> **SET PROBLEM**: Find every line in the records below that holds the word "this", and copy it out.

> **ITEMS**:

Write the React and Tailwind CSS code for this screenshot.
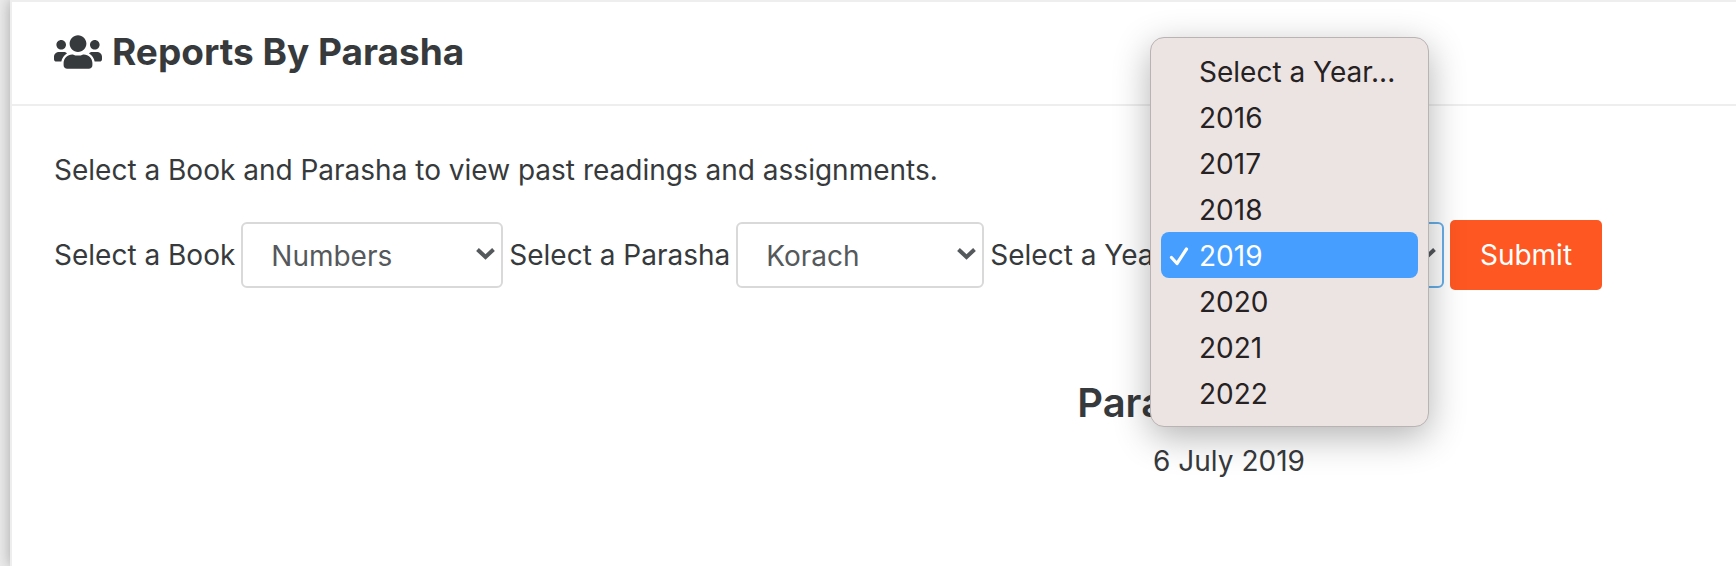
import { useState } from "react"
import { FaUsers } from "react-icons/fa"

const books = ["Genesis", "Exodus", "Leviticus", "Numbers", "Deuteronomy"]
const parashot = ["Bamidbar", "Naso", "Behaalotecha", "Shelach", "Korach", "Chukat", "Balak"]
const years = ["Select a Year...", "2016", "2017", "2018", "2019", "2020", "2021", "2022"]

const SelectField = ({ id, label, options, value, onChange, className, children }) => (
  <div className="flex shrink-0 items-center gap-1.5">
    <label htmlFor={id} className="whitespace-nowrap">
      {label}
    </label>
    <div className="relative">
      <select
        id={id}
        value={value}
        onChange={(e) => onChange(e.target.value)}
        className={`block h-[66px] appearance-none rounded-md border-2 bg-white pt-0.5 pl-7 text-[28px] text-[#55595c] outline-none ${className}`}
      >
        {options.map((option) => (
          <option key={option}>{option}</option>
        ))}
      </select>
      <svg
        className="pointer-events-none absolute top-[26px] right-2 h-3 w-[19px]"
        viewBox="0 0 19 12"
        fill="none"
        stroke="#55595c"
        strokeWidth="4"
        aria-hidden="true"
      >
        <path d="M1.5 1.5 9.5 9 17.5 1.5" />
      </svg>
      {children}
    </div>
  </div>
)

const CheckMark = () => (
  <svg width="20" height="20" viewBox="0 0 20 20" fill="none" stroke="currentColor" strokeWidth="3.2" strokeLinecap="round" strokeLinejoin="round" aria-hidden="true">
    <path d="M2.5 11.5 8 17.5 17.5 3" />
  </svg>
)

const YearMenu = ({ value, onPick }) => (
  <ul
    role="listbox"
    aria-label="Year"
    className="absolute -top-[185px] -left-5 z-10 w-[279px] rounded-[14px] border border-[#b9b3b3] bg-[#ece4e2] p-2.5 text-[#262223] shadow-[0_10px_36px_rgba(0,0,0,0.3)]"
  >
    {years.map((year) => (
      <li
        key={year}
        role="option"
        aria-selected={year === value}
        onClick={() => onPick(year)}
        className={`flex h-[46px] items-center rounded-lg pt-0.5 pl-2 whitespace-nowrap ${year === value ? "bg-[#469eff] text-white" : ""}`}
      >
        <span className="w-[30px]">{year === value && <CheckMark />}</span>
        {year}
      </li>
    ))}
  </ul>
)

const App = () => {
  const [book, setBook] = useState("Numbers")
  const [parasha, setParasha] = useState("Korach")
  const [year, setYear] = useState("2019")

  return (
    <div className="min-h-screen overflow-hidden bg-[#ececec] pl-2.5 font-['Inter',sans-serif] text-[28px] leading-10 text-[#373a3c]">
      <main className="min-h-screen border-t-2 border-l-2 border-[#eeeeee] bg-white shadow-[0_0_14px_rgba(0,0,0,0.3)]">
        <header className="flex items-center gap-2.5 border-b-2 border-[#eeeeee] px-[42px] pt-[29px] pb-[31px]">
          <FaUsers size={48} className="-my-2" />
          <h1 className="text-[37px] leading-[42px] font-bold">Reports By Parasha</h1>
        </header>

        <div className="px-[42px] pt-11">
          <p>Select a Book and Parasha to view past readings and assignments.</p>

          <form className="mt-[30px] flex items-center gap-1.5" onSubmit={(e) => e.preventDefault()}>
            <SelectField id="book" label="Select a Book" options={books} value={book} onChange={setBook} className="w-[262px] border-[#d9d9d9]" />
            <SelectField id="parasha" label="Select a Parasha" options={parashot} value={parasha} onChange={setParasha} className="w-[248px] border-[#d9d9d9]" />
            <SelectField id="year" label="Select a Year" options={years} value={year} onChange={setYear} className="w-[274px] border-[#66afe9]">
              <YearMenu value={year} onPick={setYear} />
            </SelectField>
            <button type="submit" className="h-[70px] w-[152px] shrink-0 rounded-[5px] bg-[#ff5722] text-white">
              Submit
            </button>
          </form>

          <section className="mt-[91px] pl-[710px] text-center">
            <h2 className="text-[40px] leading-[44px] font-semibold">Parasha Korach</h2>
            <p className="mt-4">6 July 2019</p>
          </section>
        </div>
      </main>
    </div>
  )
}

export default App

--

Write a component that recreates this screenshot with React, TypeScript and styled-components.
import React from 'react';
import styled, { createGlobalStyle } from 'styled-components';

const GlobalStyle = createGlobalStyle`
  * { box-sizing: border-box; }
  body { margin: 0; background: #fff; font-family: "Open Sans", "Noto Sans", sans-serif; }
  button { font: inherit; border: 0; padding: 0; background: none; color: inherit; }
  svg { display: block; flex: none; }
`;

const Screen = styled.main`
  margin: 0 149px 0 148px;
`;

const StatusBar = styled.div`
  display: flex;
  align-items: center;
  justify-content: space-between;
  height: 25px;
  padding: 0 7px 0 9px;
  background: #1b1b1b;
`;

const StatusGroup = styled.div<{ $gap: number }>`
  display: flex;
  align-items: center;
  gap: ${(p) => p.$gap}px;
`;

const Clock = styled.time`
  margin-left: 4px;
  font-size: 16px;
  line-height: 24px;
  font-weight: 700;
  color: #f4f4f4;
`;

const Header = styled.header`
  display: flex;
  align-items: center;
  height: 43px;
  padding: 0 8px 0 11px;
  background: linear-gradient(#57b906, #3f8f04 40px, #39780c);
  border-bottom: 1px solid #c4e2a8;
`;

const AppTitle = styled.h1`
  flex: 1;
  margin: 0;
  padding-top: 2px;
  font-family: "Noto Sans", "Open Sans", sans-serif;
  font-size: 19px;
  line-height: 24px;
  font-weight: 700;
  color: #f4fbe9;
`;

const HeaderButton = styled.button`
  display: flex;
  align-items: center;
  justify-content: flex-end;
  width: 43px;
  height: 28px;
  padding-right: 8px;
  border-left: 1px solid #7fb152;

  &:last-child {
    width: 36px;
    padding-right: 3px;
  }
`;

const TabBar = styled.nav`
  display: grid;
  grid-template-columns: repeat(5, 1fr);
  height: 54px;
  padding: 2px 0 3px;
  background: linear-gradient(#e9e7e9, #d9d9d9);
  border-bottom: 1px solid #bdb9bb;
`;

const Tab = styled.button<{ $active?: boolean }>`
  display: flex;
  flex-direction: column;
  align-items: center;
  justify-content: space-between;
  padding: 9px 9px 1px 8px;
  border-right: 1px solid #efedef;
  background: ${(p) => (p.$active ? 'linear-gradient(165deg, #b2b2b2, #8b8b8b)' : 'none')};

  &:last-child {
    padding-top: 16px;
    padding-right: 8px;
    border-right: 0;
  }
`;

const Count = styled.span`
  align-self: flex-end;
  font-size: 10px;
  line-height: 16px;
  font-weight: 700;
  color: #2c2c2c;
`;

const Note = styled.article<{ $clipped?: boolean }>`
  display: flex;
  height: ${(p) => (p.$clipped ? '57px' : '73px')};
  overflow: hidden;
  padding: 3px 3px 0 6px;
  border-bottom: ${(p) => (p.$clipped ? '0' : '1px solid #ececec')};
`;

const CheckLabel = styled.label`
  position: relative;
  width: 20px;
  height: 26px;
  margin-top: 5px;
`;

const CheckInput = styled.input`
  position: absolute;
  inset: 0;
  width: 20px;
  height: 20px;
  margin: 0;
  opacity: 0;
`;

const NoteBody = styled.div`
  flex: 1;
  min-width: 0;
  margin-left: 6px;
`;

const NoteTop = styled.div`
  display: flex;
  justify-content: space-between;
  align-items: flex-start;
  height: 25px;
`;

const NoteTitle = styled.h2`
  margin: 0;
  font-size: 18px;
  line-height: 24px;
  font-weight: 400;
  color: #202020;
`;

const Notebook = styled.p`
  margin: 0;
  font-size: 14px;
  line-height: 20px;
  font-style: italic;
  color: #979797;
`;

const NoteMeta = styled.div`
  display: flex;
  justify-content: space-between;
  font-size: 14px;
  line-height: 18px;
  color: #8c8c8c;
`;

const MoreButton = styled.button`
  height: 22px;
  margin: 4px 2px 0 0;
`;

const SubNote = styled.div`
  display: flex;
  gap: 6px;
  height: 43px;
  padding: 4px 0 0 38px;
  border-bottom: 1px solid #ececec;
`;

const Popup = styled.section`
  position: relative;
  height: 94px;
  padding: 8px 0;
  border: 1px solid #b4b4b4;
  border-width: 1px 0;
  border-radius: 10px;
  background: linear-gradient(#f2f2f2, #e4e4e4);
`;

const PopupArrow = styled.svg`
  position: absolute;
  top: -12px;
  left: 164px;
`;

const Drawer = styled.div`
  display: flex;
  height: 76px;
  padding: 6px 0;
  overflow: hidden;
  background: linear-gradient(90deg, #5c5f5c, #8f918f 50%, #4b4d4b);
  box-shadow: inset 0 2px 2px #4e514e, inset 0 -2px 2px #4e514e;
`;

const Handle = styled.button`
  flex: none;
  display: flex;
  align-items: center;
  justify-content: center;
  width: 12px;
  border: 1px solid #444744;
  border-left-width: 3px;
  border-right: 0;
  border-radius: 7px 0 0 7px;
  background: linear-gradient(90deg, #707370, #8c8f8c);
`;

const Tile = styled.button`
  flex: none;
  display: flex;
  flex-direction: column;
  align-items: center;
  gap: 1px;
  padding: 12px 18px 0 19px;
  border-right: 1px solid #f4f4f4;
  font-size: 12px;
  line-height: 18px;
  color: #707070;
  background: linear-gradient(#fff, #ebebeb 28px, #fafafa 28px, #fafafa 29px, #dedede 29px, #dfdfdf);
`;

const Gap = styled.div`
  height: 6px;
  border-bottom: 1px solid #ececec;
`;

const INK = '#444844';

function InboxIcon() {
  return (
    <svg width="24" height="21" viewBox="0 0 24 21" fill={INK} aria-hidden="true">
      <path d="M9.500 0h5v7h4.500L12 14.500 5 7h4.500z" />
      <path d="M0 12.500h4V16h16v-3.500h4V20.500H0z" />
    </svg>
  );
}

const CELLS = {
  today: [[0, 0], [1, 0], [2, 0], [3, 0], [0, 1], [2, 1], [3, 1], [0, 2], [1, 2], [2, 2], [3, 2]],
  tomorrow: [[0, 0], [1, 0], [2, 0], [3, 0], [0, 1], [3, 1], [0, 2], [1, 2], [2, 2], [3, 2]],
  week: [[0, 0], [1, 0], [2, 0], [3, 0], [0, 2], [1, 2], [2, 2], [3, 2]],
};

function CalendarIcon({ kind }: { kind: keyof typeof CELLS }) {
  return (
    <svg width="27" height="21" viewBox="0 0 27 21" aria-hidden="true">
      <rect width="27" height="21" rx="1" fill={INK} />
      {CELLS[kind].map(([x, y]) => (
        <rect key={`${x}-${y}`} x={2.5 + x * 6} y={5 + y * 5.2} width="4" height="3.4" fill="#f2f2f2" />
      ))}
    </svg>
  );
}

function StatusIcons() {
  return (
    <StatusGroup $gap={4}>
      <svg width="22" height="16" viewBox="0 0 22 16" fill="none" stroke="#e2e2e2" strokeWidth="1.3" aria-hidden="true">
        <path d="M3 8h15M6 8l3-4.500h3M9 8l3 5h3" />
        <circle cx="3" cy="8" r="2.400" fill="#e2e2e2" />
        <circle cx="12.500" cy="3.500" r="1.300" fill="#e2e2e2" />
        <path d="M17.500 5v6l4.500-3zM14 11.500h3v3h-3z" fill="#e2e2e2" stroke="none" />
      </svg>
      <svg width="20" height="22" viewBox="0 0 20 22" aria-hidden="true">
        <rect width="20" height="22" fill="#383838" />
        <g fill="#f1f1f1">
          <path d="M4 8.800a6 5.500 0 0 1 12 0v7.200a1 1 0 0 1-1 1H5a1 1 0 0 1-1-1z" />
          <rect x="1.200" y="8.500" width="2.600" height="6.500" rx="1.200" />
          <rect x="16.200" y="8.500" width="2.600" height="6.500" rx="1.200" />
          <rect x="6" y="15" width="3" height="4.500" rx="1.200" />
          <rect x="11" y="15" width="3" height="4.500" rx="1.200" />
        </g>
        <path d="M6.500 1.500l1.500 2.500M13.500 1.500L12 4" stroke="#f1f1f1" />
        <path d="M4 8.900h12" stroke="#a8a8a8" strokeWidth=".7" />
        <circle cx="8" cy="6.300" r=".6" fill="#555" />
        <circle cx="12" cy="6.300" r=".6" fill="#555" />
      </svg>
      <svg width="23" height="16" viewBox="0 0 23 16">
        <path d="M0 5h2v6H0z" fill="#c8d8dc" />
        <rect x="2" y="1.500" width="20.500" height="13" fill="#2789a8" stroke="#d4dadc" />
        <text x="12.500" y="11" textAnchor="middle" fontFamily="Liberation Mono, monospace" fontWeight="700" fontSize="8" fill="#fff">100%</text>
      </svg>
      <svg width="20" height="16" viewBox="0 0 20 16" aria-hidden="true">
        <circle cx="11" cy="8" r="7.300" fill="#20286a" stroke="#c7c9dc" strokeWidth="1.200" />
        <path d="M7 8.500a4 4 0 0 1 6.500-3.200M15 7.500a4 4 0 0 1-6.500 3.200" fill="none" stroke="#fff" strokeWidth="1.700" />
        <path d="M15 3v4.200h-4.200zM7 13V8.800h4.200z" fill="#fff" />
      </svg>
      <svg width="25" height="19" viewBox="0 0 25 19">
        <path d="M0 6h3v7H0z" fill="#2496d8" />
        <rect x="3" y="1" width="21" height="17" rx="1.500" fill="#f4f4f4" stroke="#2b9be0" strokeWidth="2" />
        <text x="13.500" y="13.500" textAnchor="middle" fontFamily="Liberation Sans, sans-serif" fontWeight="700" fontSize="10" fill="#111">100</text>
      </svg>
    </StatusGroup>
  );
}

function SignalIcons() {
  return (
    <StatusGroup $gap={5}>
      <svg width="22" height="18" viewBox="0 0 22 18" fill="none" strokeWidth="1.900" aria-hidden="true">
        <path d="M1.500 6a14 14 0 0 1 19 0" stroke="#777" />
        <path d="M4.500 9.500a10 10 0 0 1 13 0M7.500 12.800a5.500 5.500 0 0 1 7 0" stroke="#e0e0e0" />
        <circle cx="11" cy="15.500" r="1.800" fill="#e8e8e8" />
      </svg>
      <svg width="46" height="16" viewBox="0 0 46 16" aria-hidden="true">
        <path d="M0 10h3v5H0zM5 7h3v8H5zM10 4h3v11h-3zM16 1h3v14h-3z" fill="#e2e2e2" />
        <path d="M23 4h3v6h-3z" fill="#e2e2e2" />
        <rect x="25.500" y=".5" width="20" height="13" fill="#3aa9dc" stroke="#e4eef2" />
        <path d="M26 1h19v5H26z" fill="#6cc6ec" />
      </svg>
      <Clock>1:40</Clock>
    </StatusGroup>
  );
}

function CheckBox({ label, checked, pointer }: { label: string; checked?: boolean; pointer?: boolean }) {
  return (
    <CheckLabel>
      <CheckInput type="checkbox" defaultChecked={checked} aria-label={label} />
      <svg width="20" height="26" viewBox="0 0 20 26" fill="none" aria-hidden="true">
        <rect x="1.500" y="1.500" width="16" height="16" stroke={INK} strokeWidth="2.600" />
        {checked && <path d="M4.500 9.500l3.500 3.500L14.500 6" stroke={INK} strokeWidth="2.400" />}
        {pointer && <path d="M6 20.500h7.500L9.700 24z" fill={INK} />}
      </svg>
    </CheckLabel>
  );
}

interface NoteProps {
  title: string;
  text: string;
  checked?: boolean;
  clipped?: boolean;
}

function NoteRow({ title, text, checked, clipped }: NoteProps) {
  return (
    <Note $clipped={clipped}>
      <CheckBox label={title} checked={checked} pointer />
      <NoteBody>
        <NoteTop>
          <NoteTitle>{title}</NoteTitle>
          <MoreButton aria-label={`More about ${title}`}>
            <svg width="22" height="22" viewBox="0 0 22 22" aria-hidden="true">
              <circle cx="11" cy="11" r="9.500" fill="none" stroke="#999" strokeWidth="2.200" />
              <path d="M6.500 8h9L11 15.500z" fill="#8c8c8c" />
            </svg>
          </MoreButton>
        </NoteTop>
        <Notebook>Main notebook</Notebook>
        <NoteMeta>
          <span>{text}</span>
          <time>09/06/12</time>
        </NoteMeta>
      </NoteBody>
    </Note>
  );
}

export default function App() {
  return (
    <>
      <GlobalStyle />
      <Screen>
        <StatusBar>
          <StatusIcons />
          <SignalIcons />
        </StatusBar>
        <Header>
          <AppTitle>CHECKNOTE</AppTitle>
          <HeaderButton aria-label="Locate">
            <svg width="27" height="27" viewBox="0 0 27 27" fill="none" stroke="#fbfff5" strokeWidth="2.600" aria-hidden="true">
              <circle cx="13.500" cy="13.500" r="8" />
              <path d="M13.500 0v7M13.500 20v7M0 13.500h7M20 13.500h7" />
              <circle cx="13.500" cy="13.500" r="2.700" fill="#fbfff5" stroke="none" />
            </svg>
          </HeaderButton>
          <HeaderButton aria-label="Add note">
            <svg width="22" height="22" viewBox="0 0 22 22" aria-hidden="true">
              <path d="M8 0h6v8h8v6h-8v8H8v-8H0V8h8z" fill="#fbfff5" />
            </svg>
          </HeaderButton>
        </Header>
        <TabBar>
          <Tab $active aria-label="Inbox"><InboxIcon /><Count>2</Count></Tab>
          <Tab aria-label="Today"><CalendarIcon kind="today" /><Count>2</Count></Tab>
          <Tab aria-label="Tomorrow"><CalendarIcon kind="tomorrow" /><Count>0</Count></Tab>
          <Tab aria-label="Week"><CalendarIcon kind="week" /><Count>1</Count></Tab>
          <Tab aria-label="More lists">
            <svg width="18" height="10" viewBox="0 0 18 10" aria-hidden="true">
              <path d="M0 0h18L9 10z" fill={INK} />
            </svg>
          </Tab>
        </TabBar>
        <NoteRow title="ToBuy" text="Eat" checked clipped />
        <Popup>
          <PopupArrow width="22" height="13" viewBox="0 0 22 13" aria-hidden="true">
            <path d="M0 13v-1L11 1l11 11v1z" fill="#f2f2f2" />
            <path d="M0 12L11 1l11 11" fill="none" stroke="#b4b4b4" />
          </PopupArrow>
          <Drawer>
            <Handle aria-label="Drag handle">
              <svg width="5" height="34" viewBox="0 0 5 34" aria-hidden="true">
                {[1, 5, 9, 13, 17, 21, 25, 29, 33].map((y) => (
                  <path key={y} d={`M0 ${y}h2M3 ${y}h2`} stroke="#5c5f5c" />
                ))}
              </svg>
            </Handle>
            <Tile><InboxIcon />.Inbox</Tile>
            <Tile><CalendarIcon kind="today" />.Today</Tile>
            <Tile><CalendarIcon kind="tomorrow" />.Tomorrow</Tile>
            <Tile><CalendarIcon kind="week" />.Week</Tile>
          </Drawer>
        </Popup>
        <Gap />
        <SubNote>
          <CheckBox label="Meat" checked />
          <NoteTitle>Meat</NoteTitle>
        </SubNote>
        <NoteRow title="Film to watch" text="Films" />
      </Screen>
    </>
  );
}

> **TASK ANSWER**:
Write the React and Tailwind CSS code for this screenshot.
Write a component that recreates this screenshot with React, TypeScript and styled-components.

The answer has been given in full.